Delpo has a similar game to Berdych. Big power off all wings. Maybe not as strong off the backhand, but Delpo has a little more variety with the added slice. And I think Delpo moves better won’t back down off the serve like Berdych did today. The big difference, though, is upstairs. Where we saw today Berdych crumble when the going to got tough, Delpo didn’t. And he didn’t Friday against Murray.
When Delpo’s full throttle I don’t think anyone can hang with the Big Man. Not Federer, not Nadal and not even Novak.
So will he be on tomorrow? I don’t know. I know with 100% certainty Rafa will fired up as he always is for a big final.

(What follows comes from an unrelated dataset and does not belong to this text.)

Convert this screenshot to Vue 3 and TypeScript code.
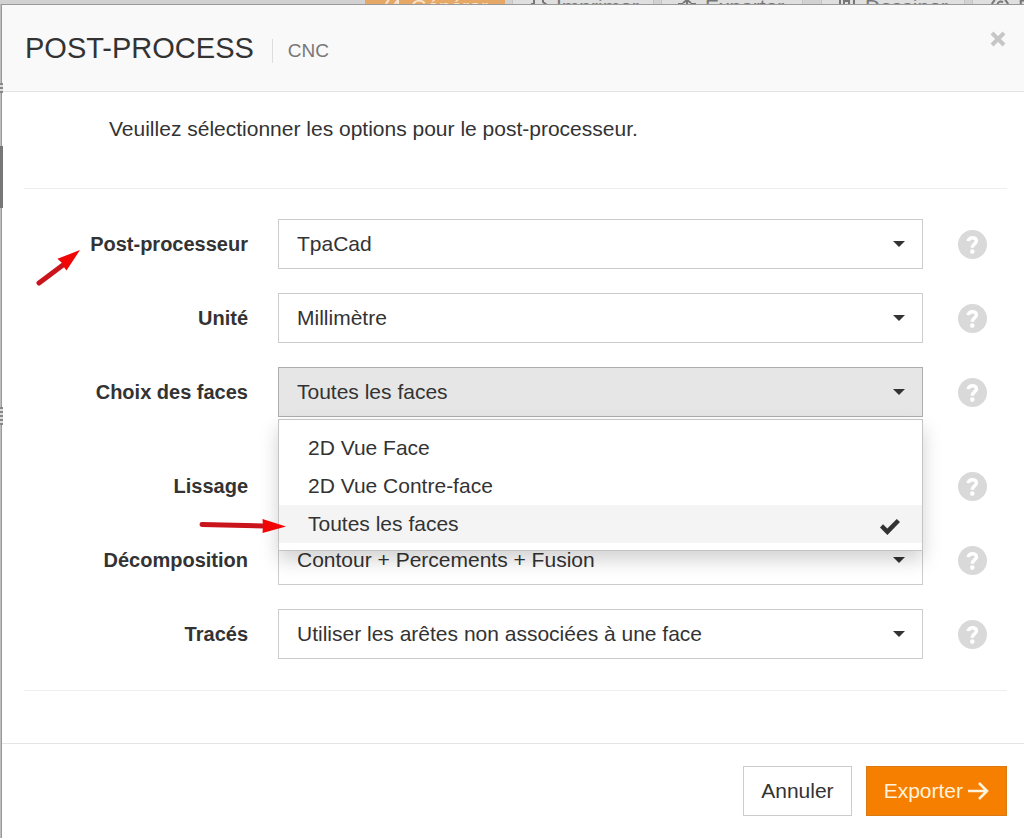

He’ll leave it out all out there and he’ll gonna fight like there’s no tomorrow – who knows really when Nadal will be back on hardcourts after this? Del Potro, tough, is maybe living a charmed life this week, beating Murray, Djokovic and now possibly Nadal. If he does it might it be the greatest three day stretch of wins since?
Picking this one is really tough. Oddsmakers surely have Nadal the slight favorite and for good reason. He’s got the wins, got the experience and he is, afterall, Rafa. Delpo, though, has the tools to beat Nadal and he’s done it before in very convincing fashion. He’s not afraid. And Nadal isn’t at his best, not yet, right?
I’ve been picking against Nadal in his last two matches, not believing someone can come back and win a title like this so soon. And guess what? I’m going to do it again. Old habits really do die hard.
My rational is this: Nadal beat an injured Federer and a mentally
challenged soft Berdych. Del Potro isn’t injured and isn’t mentally challenged, though he very well could be (maybe even should be) fatigued after those two big wins. And Rafa hasn’t won a hardcourt title in 2.5 years for a reason. If Gulbis can get a set off Nadal, Del Potro should be able to get two.
The pick: Del Potro in two
Match time for the men’s final is at 5pm ET on ESPN2. The match follows the 3pm ET (noon local) women’s final between Maria Sharapova and Caroline Wozniacki, also on ESPN2.